Understanding Written Artefacts
Material, Interaction and Transmission in Manuscript Cultures
Writing is one of the most important cultural techniques to have shaped the world’s societies. For most of human history, writing has been handwriting and has been part of diverse and complex manuscript cultures. Written artefacts have been continuously produced until this day, though the invention of printing with moveable types marginalised some while at the same time prompted new ones, not least digital media.
Over the past three decades, scholarly interest in written artefacts has increased significantly. Enhanced possibilities for the production, storage, circulation, and analysis of images and texts have stimulated historical and systematic inquiry. Material sciences provide methods for asserting the biological and chemical identities of written artefacts. In Asia and Africa manuscripts and inscriptions are increasingly relevant to cultural heritages, and the vast quantities of manuscripts have begun to be catalogued and made accessible. The time has come to develop a truly global framework for the study of all written artefacts from the beginning of writing to the present day and from all regions that have produced such artefacts.

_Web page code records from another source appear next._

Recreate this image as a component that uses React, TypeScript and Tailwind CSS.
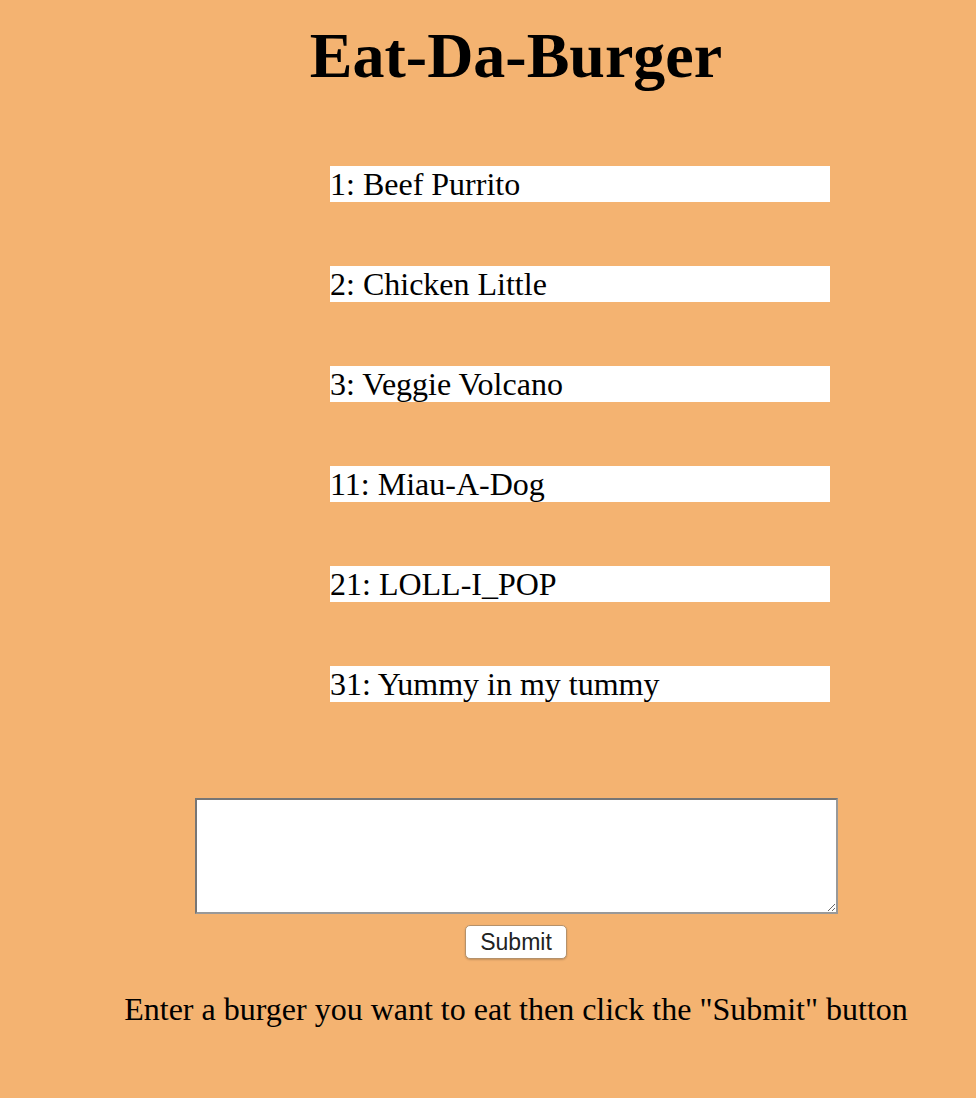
const burgers = [
  '1: Beef Purrito',
  '2: Chicken Little',
  '3: Veggie Volcano',
  '11: Miau-A-Dog',
  '21: LOLL-I_POP',
  '31: Yummy in my tummy',
];

export default function App() {
  return (
    <div className="min-h-[1098px] bg-[#f4b371] text-black font-['Liberation_Serif',serif]">
      <div className="pl-[56px]">
        <h1 className="pt-[18px] text-center text-[64px] font-bold leading-[76px]">Eat-Da-Burger</h1>

        <ul className="mt-[72px] flex flex-col gap-[64px] pl-[274px]">
          {burgers.map((b) => (
            <li key={b} className="w-[500px] h-[36px] bg-white text-[32px] leading-[36px]">
              {b}
            </li>
          ))}
        </ul>

        <form className="mt-[96px] flex flex-col items-center">
          <textarea className="w-[643px] h-[116px] bg-white border-2 border-t-[#767676] border-l-[#767676] border-r-[#999] border-b-[#999] resize" />
          <button
            type="button"
            className="mt-[11px] w-[102px] h-[34px] bg-white rounded-[5px] border border-[#b5916a] shadow-[0_1px_2px_rgba(0,0,0,0.2)] text-[23px] leading-[32px] text-[#222] font-['Liberation_Sans',sans-serif]"
          >
            Submit
          </button>
        </form>

        <p className="mt-[32px] text-center text-[32px] leading-[36px]">
          Enter a burger you want to eat then click the "Submit" button
        </p>
      </div>
    </div>
  );
}
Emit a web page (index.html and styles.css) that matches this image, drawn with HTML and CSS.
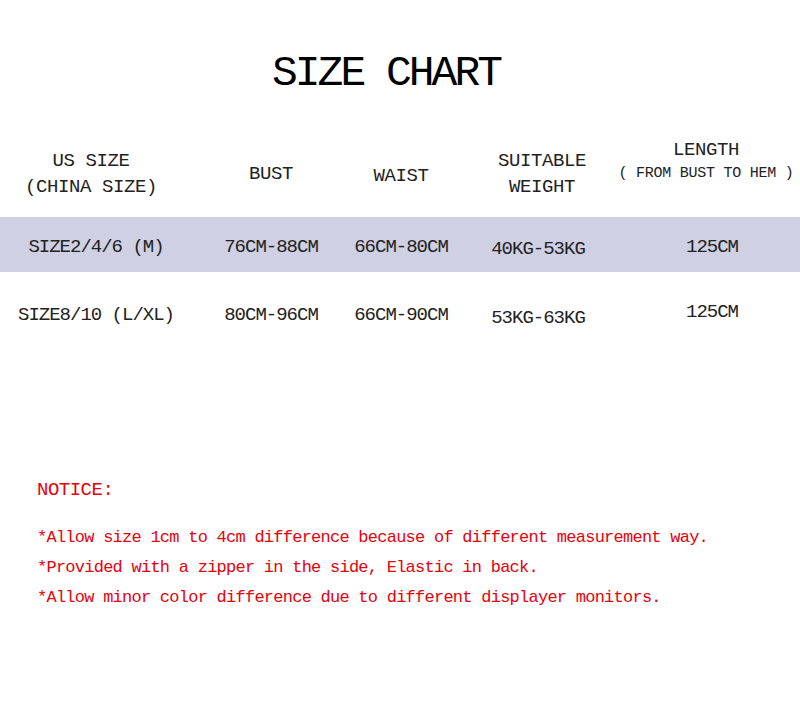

We expect the Cluster of Excellence ‘Understanding Written Artefacts’ to serve as a model for collaborative research and to firmly establish cooperation between the humanities and natural sciences, including altogether forty investigators from across the humanities and ten from the natural sciences, computer science and psychology. Together they will establish a unified, comparative and comprehensive approach for studying how the production of written artefacts has shaped human societies and cultures, and how these in turn have adapted written artefacts to their needs. Eventually, they will produce insights immediately relevant for the preservation of written artefacts as cultural heritage.